In a time, when daily terrible mass shootings rattle our families and communities, we need more truth and action to protect our children and brothers and sisters.
These conversations are hard, but the action on the truth unfolded may be even harder.
Love is action and truth… and love is the central verb of the second reading today. “Little children, let us love, not in word or speech, but in truth and action.”
And love is the only power that can break the vicious circle of hate, discrimination, racism and injustice. We can not hate our way to salvation, wholeness or unity.
Late rev. Dr. Martin Luther King Jr, preached it in Dexter Avenue Baptist church on November 17, 1957:
“… hate for hate only intensifies the existence of hate and evil in the universe. If I hit you and you hit me and I hit you back and you hit me back and go on, you see, that goes on ad infinitum. It just never ends. Somewhere somebody must have a little sense, and that is the strong person. The strong person is the person who can cut off the chain of hate, the chain of evil. …..Somebody must have religion enough and morality enough to cut it off and inject within the very structure of the universe that strong and powerful element of love.”

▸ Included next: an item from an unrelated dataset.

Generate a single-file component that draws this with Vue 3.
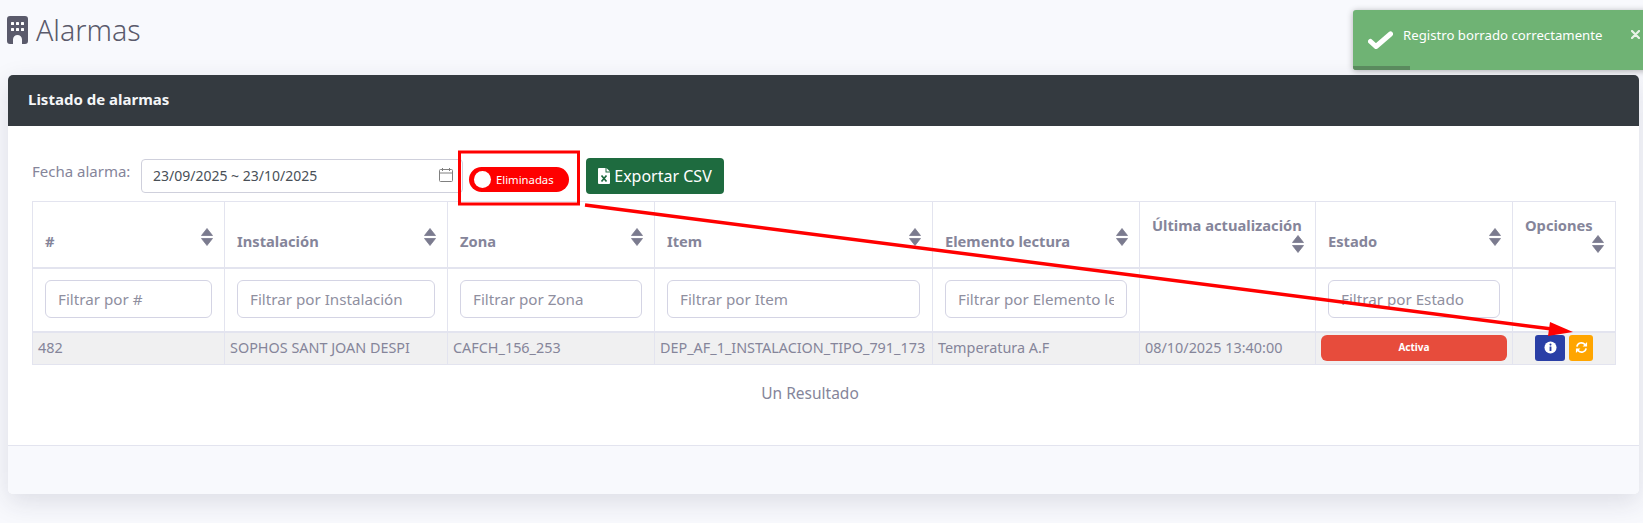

As it is written: “And this is his commandment, that we should believe in the name of this Son Jesus Christ and love one another, just as he commanded us. …”
The Good Shepherd shows us the way of service, sacrifice and love.

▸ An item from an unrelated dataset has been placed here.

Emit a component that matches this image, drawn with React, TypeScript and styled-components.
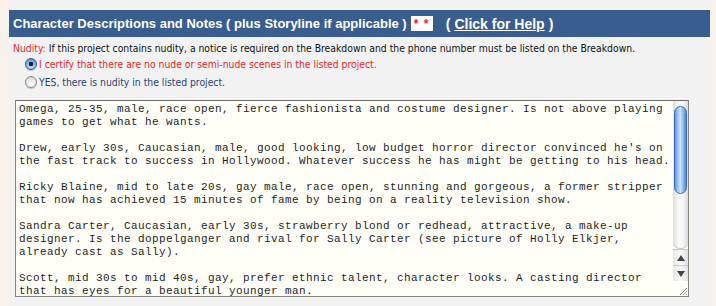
import React from "react";
import styled, { createGlobalStyle } from "styled-components";

const GlobalStyle = createGlobalStyle`
  html, body {
    margin: 0;
    padding: 0;
    background: #f9f2ec;
  }
`;

const Page = styled.div`
  width: 716px;
  height: 306px;
  padding-left: 9px;
  box-sizing: border-box;
`;

const Panel = styled.div`
  width: 701px;
  height: 306px;
  background: #f2f2f2;
  padding-top: 10px;
  box-sizing: border-box;
`;

const HeaderBar = styled.div`
  height: 27px;
  background: #3a5d8f;
  display: flex;
  align-items: center;
  padding-left: 4px;
  font-family: "Liberation Sans", Arial, sans-serif;
  font-weight: bold;
  font-size: 13px;
  color: #fff;
  white-space: nowrap;
`;

const Required = styled.span`
  display: inline-flex;
  align-items: center;
  justify-content: center;
  background: #fff;
  color: #e8232a;
  width: 22px;
  height: 15px;
  margin-left: 4px;
  font-size: 12px;
  letter-spacing: 1px;
`;

const HelpGroup = styled.span`
  margin-left: 13px;
  font-size: 14px;
`;

const HelpLink = styled.a`
  color: #fff;
  text-decoration: underline;
  margin: 0 4px;
  cursor: pointer;
`;

const Notice = styled.div`
  font-family: "DejaVu Sans Condensed", "DejaVu Sans", sans-serif;
  font-size: 10.3px;
  color: #111;
  padding: 4px 0 0 4px;
  line-height: 14px;
`;

const NoticeLabel = styled.span`
  color: #e5272d;
`;

const Options = styled.div`
  display: flex;
  flex-direction: column;
  gap: 4px;
  padding: 2px 0 0 16px;
`;

const Option = styled.label<{ $tone: "red" | "blue" }>`
  display: flex;
  align-items: center;
  gap: 2px;
  font-family: "DejaVu Sans Condensed", "DejaVu Sans", sans-serif;
  font-size: 10.3px;
  height: 14px;
  color: ${(p) => (p.$tone === "red" ? "#e5272d" : "#2b3f78")};
`;

const Radio = styled.span<{ $checked?: boolean }>`
  width: 12px;
  height: 12px;
  border-radius: 50%;
  box-sizing: border-box;
  border: 1px solid ${(p) => (p.$checked ? "#3a5b8a" : "#8a8a8a")};
  background: ${(p) =>
    p.$checked
      ? "radial-gradient(circle at 50% 50%, #1a1a2a 0 2px, transparent 2.6px), radial-gradient(circle at 50% 70%, #cde6ff 0%, #7fb0e6 55%, #3f7cc4 100%)"
      : "radial-gradient(circle at 50% 70%, #ffffff 0%, #e4e4e4 60%, #b8b8b8 100%)"};
  box-shadow: 0 1px 1px rgba(0, 0, 0, 0.2);
  flex-shrink: 0;
`;

const Field = styled.div`
  margin: 11px 0 0 6px;
  width: 674px;
  height: 197px;
  box-sizing: border-box;
  border: 1px solid #86857e;
  border-top-color: #6f6e68;
  display: flex;
  background: #fffff8;
`;

const Notes = styled.textarea`
  flex: 1;
  min-width: 0;
  border: none;
  outline: none;
  resize: none;
  overflow: hidden;
  background: transparent;
  font-family: "Liberation Mono", "Courier New", monospace;
  font-size: 11px;
  letter-spacing: 0.4px;
  line-height: 13px;
  color: #1e1e1e;
  padding: 2px 0 0 3px;
  margin: 0;
  white-space: pre;
`;

const ScrollBar = styled.div`
  width: 15px;
  flex-shrink: 0;
  display: flex;
  flex-direction: column;
  background: #fffff8;
`;

const Track = styled.div`
  flex: 1;
  padding: 5px 1px 0 1px;
  border-radius: 0 0 7px 7px;
  background: linear-gradient(90deg, #dedede, #fbfbfb 40%, #f4f4f4 70%, #dadada);
  box-shadow: inset 0 -1px 0 #c4c4c4;
`;

const Thumb = styled.div`
  height: 86px;
  border-radius: 7px;
  border: 1px solid #3d6fb8;
  background: linear-gradient(90deg, #5f95dc 0%, #a9cdf7 30%, #c9e1fb 50%, #8ab8ef 75%, #4e86d3 100%);
`;

const Arrow = styled.div`
  height: 15px;
  display: flex;
  align-items: center;
  justify-content: center;
  border-top: 1px solid #c8c8c8;
  background: linear-gradient(90deg, #e6e6e6, #fafafa 50%, #e0e0e0);
`;

const Grip = styled.div`
  height: 15px;
  background: #fffff8;
  display: flex;
  justify-content: flex-end;
  align-items: flex-end;
`;

const notes = [
  "Omega, 25-35, male, race open, fierce fashionista and costume designer. Is not above playing",
  "games to get what he wants.",
  "",
  "Drew, early 30s, Caucasian, male, good looking, low budget horror director convinced he's on",
  "the fast track to success in Hollywood. Whatever success he has might be getting to his head.",
  "",
  "Ricky Blaine, mid to late 20s, gay male, race open, stunning and gorgeous, a former stripper",
  "that now has achieved 15 minutes of fame by being on a reality television show.",
  "",
  "Sandra Carter, Caucasian, early 30s, strawberry blond or redhead, attractive, a make-up",
  "designer. Is the doppelganger and rival for Sally Carter (see picture of Holly Elkjer,",
  "already cast as Sally).",
  "",
  "Scott, mid 30s to mid 40s, gay, prefer ethnic talent, character looks. A casting director",
  "that has eyes for a beautiful younger man.",
].join("\n");

export default function App() {
  return (
    <>
      <GlobalStyle />
      <Page>
        <Panel>
          <HeaderBar>
            Character Descriptions and Notes ( plus Storyline if applicable )
            <Required>* *</Required>
            <HelpGroup>
              (<HelpLink>Click for Help</HelpLink>)
            </HelpGroup>
          </HeaderBar>
          <Notice>
            <NoticeLabel>Nudity:</NoticeLabel> If this project contains nudity, a notice is
            required on the Breakdown and the phone number must be listed on the Breakdown.
          </Notice>
          <Options>
            <Option $tone="red">
              <Radio $checked />I certify that there are no nude or semi-nude scenes in the
              listed project.
            </Option>
            <Option $tone="blue">
              <Radio />YES, there is nudity in the listed project.
            </Option>
          </Options>
          <Field>
            <Notes defaultValue={notes} spellCheck={false} wrap="off" />
            <ScrollBar>
              <Track>
                <Thumb />
              </Track>
              <Arrow>
                <svg width="8" height="6" viewBox="0 0 8 6">
                  <path d="M4 0 L8 6 L0 6 Z" fill="#444" />
                </svg>
              </Arrow>
              <Arrow>
                <svg width="8" height="6" viewBox="0 0 8 6">
                  <path d="M0 0 L8 0 L4 6 Z" fill="#444" />
                </svg>
              </Arrow>
              <Grip>
                <svg width="10" height="10" viewBox="0 0 10 10">
                  <path d="M9 2 L2 9 M9 5 L5 9 M9 8 L8 9" stroke="#888" strokeWidth="1" />
                </svg>
              </Grip>
            </ScrollBar>
          </Field>
        </Panel>
      </Page>
    </>
  );
}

A way in which love will finally break the cycle of hate.
Let us love and be honest about injustice and racism.
Let us love and work to end injustice and racism.
Let us love and work to end mass shootings and senseless killings.
Let us love and embody the verbs of the good shepherd in a world that needs more good shepherd and less wolfs and hired hands.
Let us love, not in word or speech, but in truth and action.
And the Good Shepherd will lead us, guide us, protect us and sustain us….
The Lord is my shepherd,
I shall not want.
He makes me lie down in green pastures;
he leads me beside still waters;
he restores my soul.
He leads me in right paths for his name’s sake.